How many salmon were there???

On the Credit, estimates in the 1830's of the run ranged from 50,000 to 300,000 fish per year. This year our steelhead run was 6,500 fish, chinooks maybe 6-10k, some coho, browns and a few Atlantics. The estimates are just that as nobody counted the fish or knew anything about fish science. Yet the recorded information we have is truly astounding. Hundreds of barrels (yes barrels) of salmon harvested in one night on many rivers including the SR. A favourite record of mine. Written by a Scottish preist who started a church in Mississauga, on the banks of the Credit River at what is now Erindale Park, our clubs home turf! On July 29, 1827 he wrote something to this effect (I'm paraphrasing from memory): After a freshet (rain) we (he and one other fellow) took to the river by the church to spear salmon. We took the canoe across and pulled it ashore. We waded into the river with spears and began our task. The salmon were so plentiful we lost track of our work from the great fun we were having. Only upon realizing we had speared so many fish the canoe sank and was pulled into the river with a shotgun and a bottle of scotch. The shotgun was recovered. I'd bet a $1000 nobody could go to that spot now and spear 10 chinooks during the run, let alone fill a friggin canoe!
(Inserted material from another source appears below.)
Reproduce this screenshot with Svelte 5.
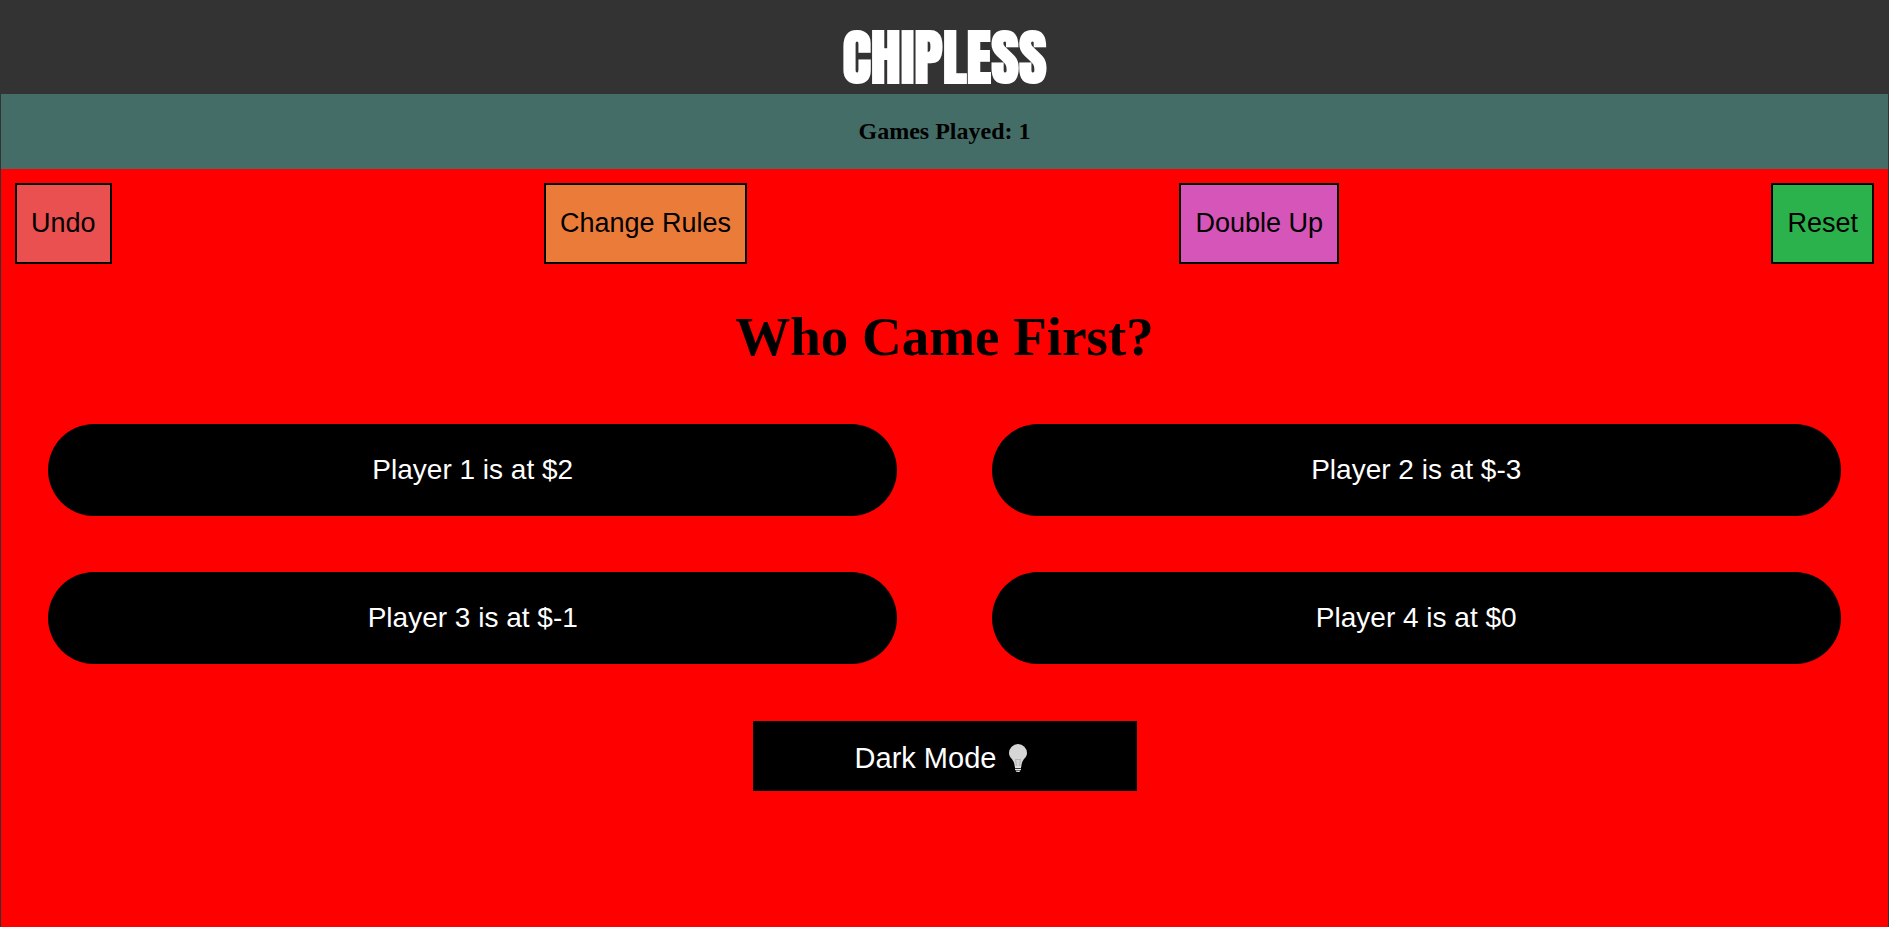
<script>
  let gamesPlayed = $state(1);
  let players = $state([
    { name: 'Player 1', chips: 2 },
    { name: 'Player 2', chips: -3 },
    { name: 'Player 3', chips: -1 },
    { name: 'Player 4', chips: 0 }
  ]);
  const actions = [
    { label: 'Undo', tone: 'undo' },
    { label: 'Change Rules', tone: 'rules' },
    { label: 'Double Up', tone: 'double' },
    { label: 'Reset', tone: 'reset' }
  ];
</script>

<div class="page">
  <header class="banner">
    <h1 class="brand">CHIPLESS</h1>
  </header>
  <main class="game">
    <h2 class="score">Games Played: {gamesPlayed}</h2>
    <div class="actions">
      {#each actions as action}
        <button type="button" class="action {action.tone}">{action.label}</button>
      {/each}
    </div>
    <h2 class="question">Who Came First?</h2>
    <div class="players">
      {#each players as player}
        <button type="button" class="player">{player.name} is at ${player.chips}</button>
      {/each}
    </div>
    <button type="button" class="mode">
      <span>Dark Mode</span>
      <svg class="bulb" viewBox="0 0 36 30" aria-hidden="true">
        <path d="M18 1a9 9 0 0 0-9 9c0 4 3.200 5.500 4.600 8.800.8 1.800 1 3.400 1.200 5.200h6.400c.2-1.800.4-3.400 1.200-5.200C23.800 15.500 27 14 27 10a9 9 0 0 0-9-9Z" fill="#d6d6d6" />
        <path d="M15.500 16.500l1 6.500M20.500 16.500l-1 6.500M15 16.500h6" fill="none" stroke="#b4b4b4" />
        <path d="M15 23.500h6v1.500h-6zM15 25.700h6v1.300h-6zM15.500 27.500h5c-.4 1-1.300 1.500-2.500 1.500s-2.100-.5-2.500-1.500z" fill="#e6e6e6" />
      </svg>
    </button>
  </main>
</div>

<style>
  :global(body) {
    margin: 0;
    background: #333;
  }

  .page {
    display: flex;
    flex-direction: column;
    min-height: 100vh;
    font-family: 'Liberation Serif', 'Times New Roman', serif;
    color: #000;
  }

  h1,
  h2 {
    margin: 0;
  }

  button {
    margin: 0;
    border: 0;
    font-family: 'Liberation Sans', Arial, sans-serif;
    line-height: 32px;
    cursor: pointer;
  }

  .banner {
    padding: 23px 16px 1px;
    background: #333;
    text-align: center;
  }

  .brand {
    font-family: Impact, Anton, Roboto, sans-serif;
    font-size: 60px;
    line-height: 70px;
    font-weight: 900;
    color: #fff;
  }

  .game {
    flex: 1;
    display: flex;
    flex-direction: column;
    border: solid #333;
    border-width: 0 1px;
    background: #f00;
  }

  .score {
    padding: 23px 14px 24px;
    background: #446d67;
    font-size: 24px;
    line-height: 28px;
    text-align: center;
  }

  .actions {
    display: flex;
    flex-wrap: wrap;
    justify-content: space-between;
    gap: 14px;
    padding: 14px;
  }

  .action {
    padding: 22px 14px 23px;
    border: 2px solid #000;
    color: #000;
    font-size: 27px;
  }

  .undo {
    background: #eb5050;
  }

  .rules {
    background: #eb7b39;
  }

  .double {
    background: #d655b8;
  }

  .reset {
    background: #2cb24c;
  }

  .question {
    margin: 28px 14px;
    font-size: 55px;
    line-height: 62px;
    text-align: center;
  }

  .players {
    display: grid;
    grid-template-columns: 45% 45%;
    justify-content: space-around;
    row-gap: 56px;
    padding: 28px 0;
  }

  .player {
    padding: 30px 16px;
    border-radius: 46px;
    background: #000;
    color: #fff;
    font-size: 28px;
  }

  .mode {
    align-self: center;
    display: flex;
    align-items: center;
    justify-content: center;
    gap: 4px;
    min-width: 384px;
    margin: 29px 14px;
    padding: 21px 14px 17px 16px;
    background: #000;
    color: #fff;
    font-size: 29px;
  }

  .bulb {
    width: 36px;
    height: 30px;
  }
</style>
Two of Ontario's other top salmon rivers were the Moira and the Trent. Both rivers flow into Bay of Quinte and are known for bass and walleye today. Fish also had access 170 inland through the Oswego river system. All lost in 20-40 years due to dams, over fishing and habitat damage. Crazy.

Millions of chinook salmon were also stocked into Lake Ontario in the 1870's. Some fish were reported caught, but no fishery ever survived. But by the 1880's steelhead started to access the lake and had limited stocking and isolated runs. Funny enought the wild Gbay steelhead population began around 1898 when a dam burst releasing a bunch of pond rainbows to the Nottawasaga River. They took to the lake and had access to enough spawning water to build a population.

I would also agree with KD that the larger fish being caught over 15 lbs are likely SR fish, but they could be ours too. MNR has been stocking fish every year since 1988, but mostly 50-75k of fry for research and only the odd return came of them. Last year we had some four year (2 lake year) fish hitting 7-9 pounds. So they should run 12-15 lbs this year.

Thanks for the support and steady catch reports...awesome fishery we have!

john

Posted

i have always had an interest in atlantic salmon reintroduction. i thought it would never happen because of the lack of interest abroad. truth is this post shows that there is a hint of heritage left in you guys. heres another picture of our biggest of 3 atlantics caught in one single day on lake ontario, less than 100 yads from the mouth of the salmon river break wall. all released. third fish was smaller so i didnt feel the need to bring it abaord. the pictures are crummy because i wanted to release them as fast as possible. this is by far my favorite fish. the big one jumped 6 times. sometimes tailwalking for over 3 seconds. most importantly, thank you CRA!